Looking for Guidance for PCI Compliance.
We are currently moving to getting a ci\cd pipeline running on Gitlab.
Our current set up is we have a non production and a production environment on separate networks.
This reduces the area that is under PCI to just the Production network as this is the only place card holder data is present.
We get a deployment to production by the following:

  • Commit code to git

  • This kicks off current build of artifacts via cruise control

  • In non production we deploy this via scripts, which have access to artifacts

  • For production we make the artifacts available to production by pushing to SFTP server and run script on production jump server to deploy

We are now working to moving to use Gitlab where:

  • Gitlab running in non prod environment

  • Gitlab registry running in non prod environment with docker images stored in file system for now, eventlually to something like s3

GitLab runner running in non prod environment

Our issue is for the cd part we need to push images to production boxes and run docker commands(docker run). This results in our non production environment (via runner running pipeline) to have access to production which we never required.

Any guidance on how to avoid this and keep our production environment as restricted as possible. I presume lots of companies want to keep production restricted and how do they achieve this?
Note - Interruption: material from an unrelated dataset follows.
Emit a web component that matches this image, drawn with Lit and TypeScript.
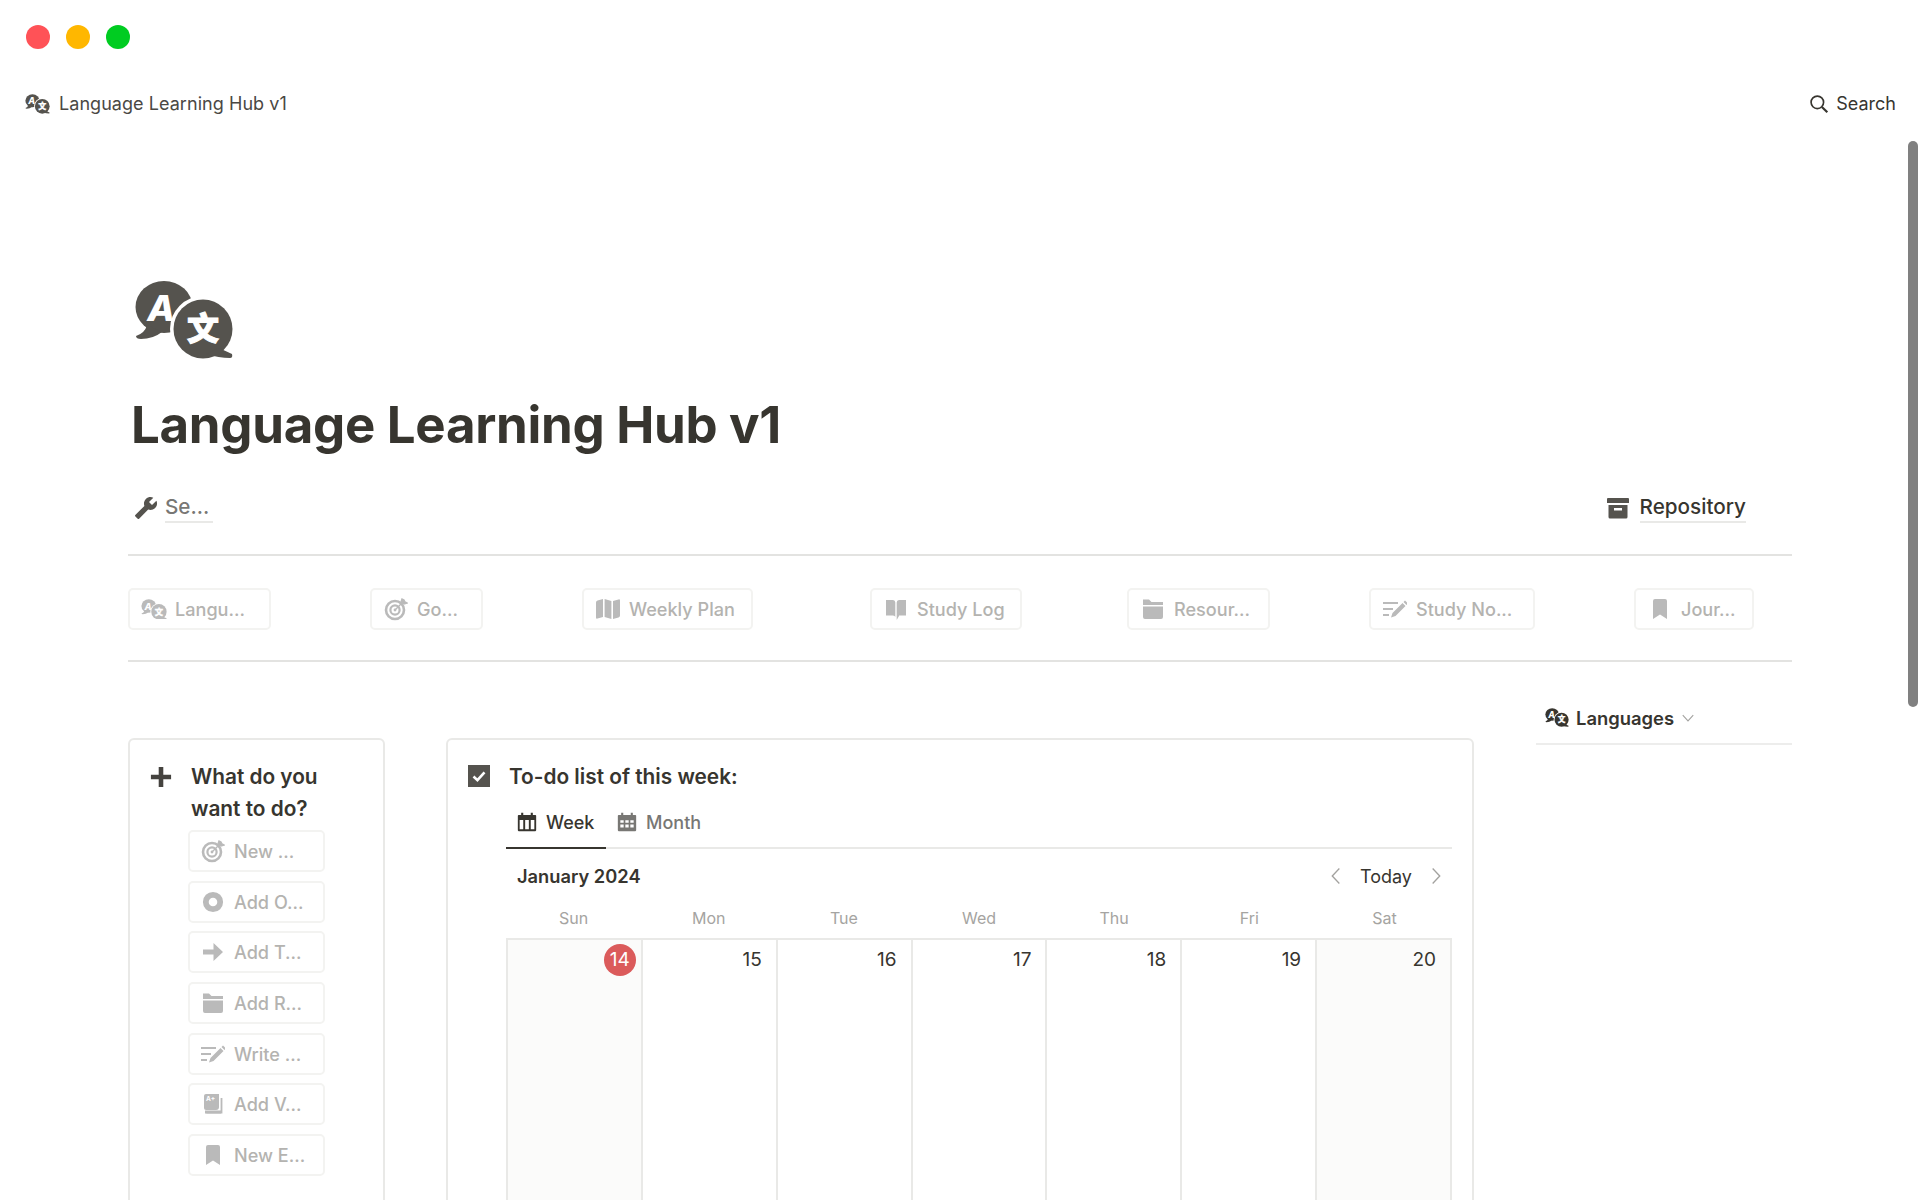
import { html, svg, LitElement, css } from "lit";
import { customElement } from "lit/decorators.js";

const icons: Record<string, unknown> = {
  target: svg`<circle cx="11" cy="13" r="9" fill="none" stroke="currentColor" stroke-width="2.6"/><circle cx="11" cy="13" r="4.6" fill="none" stroke="currentColor" stroke-width="2.2"/><circle cx="11" cy="13" r="1.4" fill="currentColor"/><path d="M11 13 19 5M17 5l1-3 2 1 1 2 2 1-3 1z" fill="currentColor" stroke="currentColor" stroke-width="1.4"/>`,
  map: svg`<path d="M0 5.5Q0 4 1.5 3.6L7 2V20L1.5 21.6Q0 22 0 20.5ZM8.6 2 15.4 4V22L8.6 20ZM17 4 22.5 2.4Q24 2 24 3.5V18.500Q24 20 22.500 20.400L17 22Z" fill="currentColor"/>`,
  book: svg`<path d="M2 3H9Q11.300 3 11.300 5.500V20Q11 18.500 9 18.500H2ZM22 3H15Q12.700 3 12.700 5.500V23L15 19V18.500H22Z" fill="currentColor"/>`,
  folder: svg`<path d="M2 2.500H8L10.500 5H22V8H2ZM2 9.500H22V20Q22 22 20 22H4Q2 22 2 20Z" fill="currentColor"/>`,
  edit: svg`<path d="M0 6H15M0 12H10M0 18H6" fill="none" stroke="currentColor" stroke-width="2"/><path d="M8 20.500 9.500 16 19.500 6 22.500 9 12.500 19ZM20.500 5 22 3.500 25 6.500 23.500 8Z" fill="currentColor"/>`,
  bookmark: svg`<path d="M5 4Q5 2 7 2H17Q19 2 19 4V22L12 17.500 5 22Z" fill="currentColor"/>`,
  ring: svg`<circle cx="12" cy="12" r="7.200" fill="none" stroke="currentColor" stroke-width="5.800"/>`,
  arrow: svg`<path d="M2 9.500H12.500V3L22 12 12.500 21V14.500H2Z" fill="currentColor"/>`,
  vocab: svg`<path d="M3 4Q3 2 5 2H18V15Q18 18 15 18H5Q3 18 3 16Z" fill="currentColor"/><text x="5" y="9" font-family="Inter, sans-serif" font-size="6.500" font-weight="700" fill="#fff">A+</text><path d="M20.500 6V20.500H4" fill="none" stroke="currentColor" stroke-width="1.800"/><path d="M4 18.500H20V21.500H6Q4 21.500 4 19.500Z" fill="currentColor"/>`,
  week: svg`<path d="M5 1H7.500V3.500H16.500V1H19V3.500H22Q23 3.500 23 4.500V22Q23 23 22 23H2Q1 23 1 22V4.500Q1 3.500 2 3.500H5ZM3.200 9.500V20.800H7.500V9.500ZM9.800 9.500V20.800H14.200V9.500ZM16.500 9.500V20.800H20.800V9.500Z" fill="currentColor" fill-rule="evenodd"/>`,
  month: svg`<path d="M5 1H7.500V3.500H16.500V1H19V3.500H22Q23 3.500 23 4.500V22Q23 23 22 23H2Q1 23 1 22V4.500Q1 3.500 2 3.500H5ZM4 10V13H8V10ZM10 10V13H14V10ZM16 10V13H20V10ZM4 15V18.500H8V15ZM10 15V18.500H14V15ZM16 15V18.500H20V15Z" fill="currentColor" fill-rule="evenodd"/>`,
  archive: svg`<path d="M1 3Q1 2 2 2H22Q23 2 23 3V7H1ZM2.500 9H21.500V21Q21.500 22.500 20 22.500H4Q2.500 22.500 2.500 21ZM8 12V14.500H16V12Z" fill="currentColor" fill-rule="evenodd"/>`,
  wrench: svg`<path transform="matrix(-1 0 0 1 24 0)" d="M22.700 19l-9.100-9.100c.9-2.300.4-5-1.500-6.900-2-2-5-2.400-7.400-1.300L9 6 6 9 1.600 4.700C.4 7.100.9 10.100 2.900 12.100c1.900 1.900 4.600 2.400 6.900 1.500l9.100 9.100c.4.400 1 .4 1.400 0l2.300-2.300c.5-.4.500-1.100.1-1.400z" fill="currentColor"/>`,
  search: svg`<circle cx="10" cy="10" r="7.500" fill="none" stroke="currentColor" stroke-width="2"/><path d="M15.500 15.500 22 22" fill="none" stroke="currentColor" stroke-width="2.600"/>`,
  plus: svg`<path d="M9.500 1H14.500V9.500H23V14.500H14.500V23H9.500V14.500H1V9.500H9.500Z" fill="currentColor"/>`,
  check: svg`<rect width="24" height="24" fill="#55534e"/><path d="M6 12.500 10.300 16.500 18 8" fill="none" stroke="#fff" stroke-width="2.800"/>`,
  left: svg`<path d="M16 3 7.500 12 16 21" fill="none" stroke="currentColor" stroke-width="1.600"/>`,
  right: svg`<path d="M8 3 16.500 12 8 21" fill="none" stroke="currentColor" stroke-width="1.600"/>`,
  down: svg`<path d="M3 7 12 17 21 7" fill="none" stroke="currentColor" stroke-width="1.800"/>`,
};

// two speech bubbles, used from 24px up to the 100px page icon
const langIcon = svg`
  <ellipse cx="30" cy="27" rx="28.500" ry="26" fill="currentColor"/>
  <path d="M13 45Q11 53 2 56Q2 59 7 59Q19 59 28 52Z" fill="currentColor"/>
  <text x="27" y="41" text-anchor="middle" font-family="Inter, sans-serif" font-size="36" font-weight="800" font-style="italic" fill="#fff">A</text>
  <circle cx="69" cy="49" r="33" fill="#fff"/>
  <circle cx="69" cy="49" r="29.500" fill="currentColor"/>
  <path d="M85 68 98 74Q99 78 96 78Q85 78 72 74Z" fill="currentColor"/>
  <text x="69" y="60" text-anchor="middle" font-family="'Noto Sans CJK SC', sans-serif" font-size="32" font-weight="900" fill="#fff" stroke="#fff" stroke-width="1">文</text>`;

const nav = [
  { icon: "lang", label: "Langu...", width: 143 },
  { icon: "target", label: "Go...", width: 113 },
  { icon: "map", label: "Weekly Plan", width: 171 },
  { icon: "book", label: "Study Log", width: 152 },
  { icon: "folder", label: "Resour...", width: 143 },
  { icon: "edit", label: "Study No...", width: 166 },
  { icon: "bookmark", label: "Jour...", width: 120 },
];

const actions = [
  { icon: "target", label: "New ..." },
  { icon: "ring", label: "Add O..." },
  { icon: "arrow", label: "Add T..." },
  { icon: "folder", label: "Add R..." },
  { icon: "edit", label: "Write ..." },
  { icon: "vocab", label: "Add V..." },
  { icon: "bookmark", label: "New E..." },
];

const days = [
  { name: "Sun", date: 14, today: true, weekend: true },
  { name: "Mon", date: 15 },
  { name: "Tue", date: 16 },
  { name: "Wed", date: 17 },
  { name: "Thu", date: 18 },
  { name: "Fri", date: 19 },
  { name: "Sat", date: 20, weekend: true },
];

@customElement("app-root")
export class AppRoot extends LitElement {
  static styles = css`
    :host {
      display: block;
      position: relative;
      height: 1200px;
      overflow: hidden;
      background: #fff;
      color: #37352f;
      font-family: Inter, "Noto Sans", sans-serif;
    }

    svg {
      display: block;
      flex: none;
    }

    .titlebar {
      display: flex;
      align-items: center;
      gap: 16px;
      height: 74px;
      padding-left: 26px;
    }

    .dot {
      width: 24px;
      height: 24px;
      border-radius: 50%;
    }

    .red {
      background: #ff5257;
    }

    .amber {
      background: #ffb700;
    }

    .green {
      background: #00cc21;
    }

    .topbar {
      display: flex;
      align-items: center;
      justify-content: space-between;
      height: 60px;
      padding: 0 24px 0 25px;
      font-size: 18px;
      line-height: 24px;
    }

    .crumb,
    .search {
      display: flex;
      align-items: center;
    }

    .crumb {
      gap: 9px;
      color: #4a4844;
      letter-spacing: 0.05px;
    }

    .crumb svg {
      color: #55534e;
    }

    .search {
      gap: 7px;
      color: #37352f;
    }

    .page {
      padding: 146px 128px 0;
    }

    .page-icon {
      margin-left: 6px;
      color: #55534e;
    }

    h1 {
      margin: 34px 0 0 3px;
      font-size: 51px;
      line-height: 62px;
      font-weight: 700;
      letter-spacing: -0.3px;
    }

    .links {
      display: flex;
      align-items: center;
      justify-content: space-between;
      height: 40px;
      margin-top: 32px;
      padding: 0 46px 0 6px;
      font-size: 20.7px;
      font-weight: 500;
    }

    .link {
      display: flex;
      align-items: center;
      gap: 7px;
      color: #55534e;
    }

    .link span {
      padding-bottom: 1px;
      border-bottom: 2px solid #e9e9e7;
      line-height: 26px;
    }

    .link .muted {
      width: 48px;
      color: #787774;
    }

    .link .dark {
      color: #37352f;
    }

    .link.repo {
      gap: 10px;
    }

    hr {
      height: 2px;
      margin: 26px 0 0;
      border: 0;
      background: #e3e3e1;
    }

    .nav {
      display: grid;
      grid-template-columns: 242px 212px 288px 257px 242px 265px 120px;
      margin-top: 32px;
    }

    .btn {
      display: flex;
      align-items: center;
      box-sizing: border-box;
      height: 42px;
      padding-left: 11px;
      border: 2px solid #f3f3f1;
      border-radius: 5px;
      color: #b4b3b0;
      font-size: 18.1px;
      font-weight: 500;
      white-space: nowrap;
    }

    .btn .slot {
      display: flex;
      justify-content: center;
      flex: none;
      width: 26px;
      margin-right: 8px;
      color: #bababa;
    }

    .nav + hr {
      margin-top: 30px;
    }

    .main {
      display: flex;
      align-items: flex-start;
      margin-top: 38px;
    }

    .card {
      box-sizing: border-box;
      margin-top: 38px;
      border: 2px solid #e9e9e7;
      border-radius: 6px;
    }

    .actions-card {
      flex: none;
      width: 257px;
      padding: 21px 0 50px;
    }

    .card-head {
      display: flex;
      align-items: flex-start;
      font-size: 20.8px;
      line-height: 32px;
      font-weight: 600;
    }

    .actions-card .card-head {
      gap: 19px;
      padding-left: 20px;
    }

    .actions-card .card-head svg {
      margin-top: 5px;
      color: #45433f;
    }

    .actions {
      display: flex;
      flex-direction: column;
      gap: 8.7px;
      width: 137px;
      margin: 5px 0 0 58px;
    }

    .actions .btn {
      padding-left: 10px;
    }

    .week-card {
      flex: none;
      width: 1028px;
      margin-left: 61px;
      padding: 21px 20px 0 20px;
    }

    .week-card .card-head {
      gap: 19px;
    }

    .week-card .card-head svg {
      margin-top: 4px;
    }

    .cal {
      margin: 4px 0 0 38px;
    }

    .tabs {
      display: flex;
      height: 50px;
      border-bottom: 2px solid #e9e9e7;
    }

    .tab {
      display: flex;
      align-items: center;
      gap: 9px;
      box-sizing: border-box;
      height: 52px;
      padding: 0 11px 2px;
      font-size: 18px;
      font-weight: 500;
      color: #787774;
    }

    .tab.on {
      width: 100px;
      padding-bottom: 0;
      border-bottom: 2px solid #37352f;
      color: #37352f;
    }

    .cal-head {
      display: flex;
      align-items: center;
      justify-content: space-between;
      height: 44px;
      margin-top: 5px;
      padding: 0 6px 0 11px;
      font-size: 18.3px;
    }

    .cal-head strong {
      font-weight: 600;
    }

    .pager {
      display: flex;
      align-items: center;
      gap: 14px;
      font-size: 18px;
      font-weight: 400;
      color: #37352f;
    }

    .pager svg {
      color: #a3a29f;
    }

    .names,
    .cells {
      display: grid;
      grid-template-columns: repeat(7, 1fr);
    }

    .names {
      height: 40px;
      align-items: center;
      text-align: center;
      font-size: 16px;
      color: #a5a4a1;
    }

    .cells {
      height: 320px;
      border-top: 2px solid #e9e9e7;
      border-left: 2px solid #e9e9e7;
    }

    .cell {
      display: flex;
      justify-content: flex-end;
      box-sizing: border-box;
      padding: 4px 14px 0 0;
      border-right: 2px solid #e9e9e7;
      font-size: 19px;
      line-height: 32px;
      color: #37352f;
    }

    .cell.weekend {
      background: #fbfbfa;
    }

    .today {
      width: 32px;
      height: 32px;
      margin-right: -9px;
      border-radius: 50%;
      background: #db5b5b;
      color: #fff;
      text-align: center;
    }

    .side {
      flex: none;
      box-sizing: border-box;
      width: 256px;
      margin-left: auto;
      padding: 0 0 7px 9px;
      border-bottom: 2px solid #ededec;
    }

    .side-tab {
      display: flex;
      align-items: center;
      height: 36px;
      font-size: 18.4px;
      font-weight: 600;
    }

    .side-tab .lang {
      margin-right: 7px;
      color: #37352f;
    }

    .side-tab .chev {
      margin-left: 7px;
      color: #a3a29f;
    }

    .scrollbar {
      position: absolute;
      top: 141px;
      left: 1908px;
      width: 10px;
      height: 566px;
      border-radius: 5px;
      background: #808080;
    }
  `;

  icon(name: string, size = 24) {
    if (name === "lang") {
      return html`<svg width=${size} height=${size * 0.8} viewBox="0 0 100 80">${langIcon}</svg>`;
    }
    return html`<svg width=${size} height=${size} viewBox="0 0 24 24">${icons[name]}</svg>`;
  }

  button(item: { icon: string; label: string; width?: number }) {
    const size = item.icon === "lang" ? 26 : 24;
    return html`<div class="btn" style=${item.width ? `width:${item.width}px` : ""}>
      <span class="slot">${this.icon(item.icon, size)}</span>${item.label}
    </div>`;
  }

  render() {
    return html`
      <div class="titlebar">
        <span class="dot red"></span>
        <span class="dot amber"></span>
        <span class="dot green"></span>
      </div>
      <div class="topbar">
        <div class="crumb">${this.icon("lang", 25)}Language Learning Hub v1</div>
        <div class="search">${this.icon("search", 20)}Search</div>
      </div>

      <div class="page">
        <div class="page-icon">
          <svg width="100" height="80" viewBox="0 0 100 80">${langIcon}</svg>
        </div>
        <h1>Language Learning Hub v1</h1>
        <div class="links">
          <div class="link">${this.icon("wrench", 24)}<span class="muted">Se...</span></div>
          <div class="link repo">${this.icon("archive", 24)}<span class="dark">Repository</span></div>
        </div>
        <hr />
        <div class="nav">${nav.map((n) => this.button(n))}</div>
        <hr />

        <div class="main">
          <div class="card actions-card">
            <div class="card-head">
              ${this.icon("plus", 22)}
              <div>What do you<br />want to do?</div>
            </div>
            <div class="actions">${actions.map((a) => this.button(a))}</div>
          </div>

          <div class="card week-card">
            <div class="card-head">${this.icon("check", 22)}To-do list of this week:</div>
            <div class="cal">
              <div class="tabs">
                <div class="tab on">${this.icon("week", 20)}Week</div>
                <div class="tab">${this.icon("month", 20)}Month</div>
              </div>
              <div class="cal-head">
                <strong>January 2024</strong>
                <div class="pager">
                  ${this.icon("left", 20)}Today${this.icon("right", 20)}
                </div>
              </div>
              <div class="names">${days.map((d) => html`<div>${d.name}</div>`)}</div>
              <div class="cells">
                ${days.map(
                  (d) => html`<div class="cell ${d.weekend ? "weekend" : ""}">
                    <span class=${d.today ? "today" : ""}>${d.date}</span>
                  </div>`
                )}
              </div>
            </div>
          </div>

          <div class="side">
            <div class="side-tab">
              <span class="lang">${this.icon("lang", 24)}</span>Languages
              <span class="chev">${this.icon("down", 14)}</span>
            </div>
          </div>
        </div>
      </div>

      <div class="scrollbar"></div>
    `;
  }
}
Hi, I found some resources that might help you. According to GitLab’s website, they have some features that can help you with your PCI compliance, such as:

  • Static Application Security Testing (SAST) which analyzes the source code of an application for common security vulnerabilities.
  • Dynamic Application Security Testing (DAST) which scans working web applications for common security vulnerabilities.
  • Container Scanning which identifies known vulnerabilities in your Docker images.
  • Dependency Scanning which identifies open source code libraries, being used by your application, with known vulnerabilities.
  • Policy management which helps you define rules and policies to adhere to workflow requirements, separation of duties, and secure supply chain best practices.
  • Compliance frameworks which describe the type of compliance requirements projects must follow.
  • Compliance pipelines which define a pipeline configuration to run for any projects with a given compliance framework.
  • Audit management which provides visibility into GitLab and audit what is happening.

I hope this helps you with your question of how do i become pci compliant. Good luck with your project! :blush:

I would have separate runners, one for prod, one for non-prod. That way, the non-prod runner doesn’t need access to your prod servers. In such a scenario, only the runner in the prod network can push the docker images to the prod server.